His political affiliation notwithstanding, Brimmeier said he always takes his job responsibilities seriously. In all, he's had more than 30 years of public service at local, state and federal levels.

"He has the qualifications and experience, no doubt," said Jim Dodaro, of White Oak, a fellow North Catholic High School graduate who gives Brimmeier a strong shoulder to lean on. Dodaro is in his 20th year as a member of the turnpike commission, the longest tenure in the group's history. Dodaro was a county solicitor under Foerster.

"We've been colleagues and friends since 1979," Dodaro said. "We're both kind of proteges of Tom Foerster but from different perspectives.

"Joe and I interact quite a bit. We've had many, many discussions relative to policy issues, reorganization, Mon-Fayette Expressway, things relative to the turnpike."

On three occasions already, Brimmeier has stood in toll booths to experience firsthand the interaction between fare collectors and turnpike users. This winter, he plans to go out with maintenance employees who plow and salt the road.

"Those aren't easy jobs," Brimmeier said, noting how the public criticizes rank-and-file workers to the point of anguish. "I want to restore their passion. I want them to help us make a better, safer, more efficient Pennsylvania Turnpike."

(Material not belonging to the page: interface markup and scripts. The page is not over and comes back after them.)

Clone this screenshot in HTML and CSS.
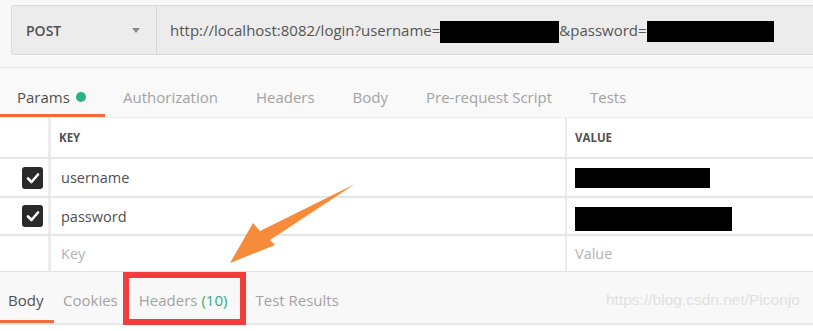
FILE: index.html
```html
<!DOCTYPE html>
<html>
<head>
<meta charset="utf-8">
<link rel="stylesheet" href="styles.css">
</head>
<body>
<div class="page">
  <div class="top">
    <div class="reqbar">
      <div class="method"><span>POST</span><span class="caret"></span></div>
      <div class="url">http://localhost:8082/login?username=<span class="redact r1"></span>&amp;password=<span class="redact r2"></span></div>
    </div>
  </div>
  <div class="tabs">
    <div class="tab active">Params <span class="dot"></span></div>
    <div class="tab">Authorization</div>
    <div class="tab">Headers</div>
    <div class="tab">Body</div>
    <div class="tab">Pre-request Script</div>
    <div class="tab">Tests</div>
  </div>
  <div class="table">
    <div class="row head">
      <div class="cb"></div>
      <div class="key">KEY</div>
      <div class="val">VALUE</div>
    </div>
    <div class="row r-user">
      <div class="cb"><span class="check"><svg viewBox="0 0 20 20" width="20" height="20"><path d="M5 10.5 L8.5 14 L15 6.5" fill="none" stroke="#fff" stroke-width="2.6" stroke-linecap="round" stroke-linejoin="round"/></svg></span></div>
      <div class="key">username</div>
      <div class="val"><span class="redact v1"></span></div>
    </div>
    <div class="row r-pass">
      <div class="cb"><span class="check"><svg viewBox="0 0 20 20" width="20" height="20"><path d="M5 10.5 L8.5 14 L15 6.5" fill="none" stroke="#fff" stroke-width="2.6" stroke-linecap="round" stroke-linejoin="round"/></svg></span></div>
      <div class="key">password</div>
      <div class="val"><span class="redact v2"></span></div>
    </div>
    <div class="row r-empty">
      <div class="cb"></div>
      <div class="key ph">Key</div>
      <div class="val ph">Value</div>
    </div>
  </div>
  <div class="resp">
    <div class="rtabs">
      <div class="rtab active">Body</div>
      <div class="rtab">Cookies</div>
      <div class="rtab">Headers <span class="count">(10)</span></div>
      <div class="rtab">Test Results</div>
      <div class="watermark">https://blog.csdn.net/Piconjo</div>
    </div>
  </div>
  <div class="redbox"></div>
  <svg class="arrow" width="130" height="85" viewBox="0 0 130 85">
    <polygon points="125,1 40,57 45,62 0,80 23,40 30,48" fill="#f68b3a"/>
  </svg>
</div>
</body>
</html>
```
FILE: styles.css
```css
* { box-sizing: border-box; }
html, body { margin: 0; padding: 0; background: #fff; }
body { font-family: "Open Sans", "Noto Sans", sans-serif; color: #505050; }
.page { position: relative; width: 813px; height: 331px; overflow: hidden; background: #fff; }

.top { height: 68px; background: #f8f8f8; padding: 5px 0 0 11px; border-bottom: 1px solid #e3e3e3; }
.reqbar { display: flex; height: 50px; background: #ececec; border: 1px solid #dadada; border-right: none; border-radius: 3px 0 0 3px; }
.method { width: 145px; display: flex; align-items: center; justify-content: space-between; padding: 0 16px 0 14px; border-right: 1px solid #d6d6d6; font-size: 14px; font-weight: 600; color: #505050; }
.caret { width: 0; height: 0; border-left: 4px solid transparent; border-right: 4px solid transparent; border-top: 5px solid #8a8a8a; }
.url { display: flex; align-items: center; padding-left: 13px; font-size: 15px; color: #555; white-space: nowrap; }
.redact { display: inline-block; background: #000; }
.r1 { width: 119px; height: 22px; margin-top: 4px; }
.r2 { width: 127px; height: 21px; margin-top: 3px; }

.tabs { display: flex; height: 49px; background: #f9f9f9; }
.tab { display: flex; align-items: center; padding: 8px 19px 0; font-size: 15px; color: #a3a3a3; height: 100%; }
.tab:nth-child(1) { padding-left: 17px; width: 105px; border-bottom: 3px solid #f26b3a; color: #505050; padding-top: 11px; }
.tab:nth-child(2) { padding-left: 18px; }
.dot { display: inline-block; width: 10px; height: 10px; border-radius: 50%; background: #26b47f; margin-left: 6px; }

.table { border-top: 1px solid #ececec; }
.row { display: flex; border-bottom: 2px solid #e6e6e6; }
.row.head { height: 41px; }
.row.r-user { height: 39px; }
.row.r-pass { height: 38px; }
.row.r-empty { height: 35px; border-bottom: none; }
.cb { width: 51px; border-right: 3px solid #ececec; display: flex; align-items: center; justify-content: flex-end; padding-right: 5px; flex: none; }
.key { width: 516px; border-right: 2px solid #ececec; display: flex; align-items: center; padding-left: 10px; font-size: 14.5px; color: #505050; flex: none; }
.val { flex: 1; display: flex; align-items: center; padding-left: 8px; font-size: 14.5px; }
.head .key, .head .val { font-size: 11.5px; font-weight: 700; color: #505050; }
.head .key { padding-left: 8px; }
.ph { color: #b3b3b3; }
.check { width: 21px; height: 22px; background: #2a2a2a; border-radius: 3px; display: flex; align-items: center; justify-content: center; }
.v1 { width: 135px; height: 20px; }
.v2 { width: 157px; height: 24px; margin-top: 6px; }

.resp { background: #f8f8f8; height: 54px; border-top: 1px solid #e3e3e3; border-bottom: 2px solid #e8e8e8; }
.rtabs { display: flex; height: 51px; align-items: stretch; position: relative; }
.rtab { display: flex; align-items: center; padding: 5px 10px 0; font-size: 15px; color: #a3a3a3; }
.rtab.active { color: #505050; padding-left: 8px; width: 54px; border-bottom: 3px solid #f26b3a; padding-top: 8px; }
.rtab:nth-child(2) { padding-left: 9px; }
.rtab:nth-child(3) { padding-left: 11px; padding-right: 18px; }
.count { color: #2bb07b; margin-left: 4px; }
.watermark { position: absolute; left: 606px; top: 19px; font-family: "Liberation Sans", Arial, sans-serif; font-size: 15.5px; color: #e0e0e0; }

.redbox { position: absolute; left: 123px; top: 272px; width: 123px; height: 53px; border: 6px solid #f43c3c; }
.arrow { position: absolute; left: 230px; top: 183px; }
```
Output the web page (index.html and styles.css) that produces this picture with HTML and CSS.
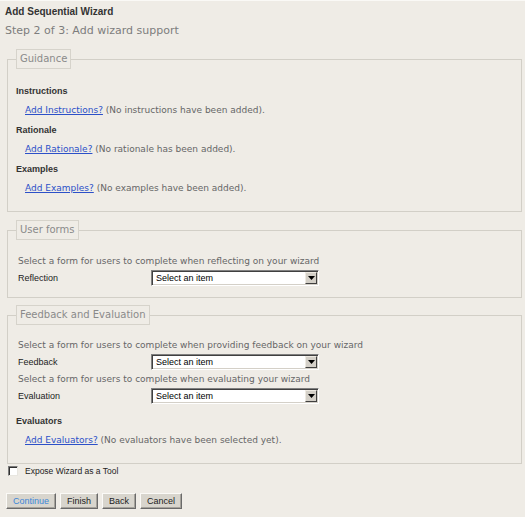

While as executive director he is to do the bidding of Rendell and legislative leaders, a role he does not deny, Brimmeier said the turnpike neither has as many new patronage jobs as in the past nor does it fire many people, because most employees benefit from union protection.

"We don't have thousands of jobs to give away," he said. "Most people hired start as toll collectors, but E-ZPass has reduced the number of new hires. If someone wants a job in maintenance, they need a commercial driver's license."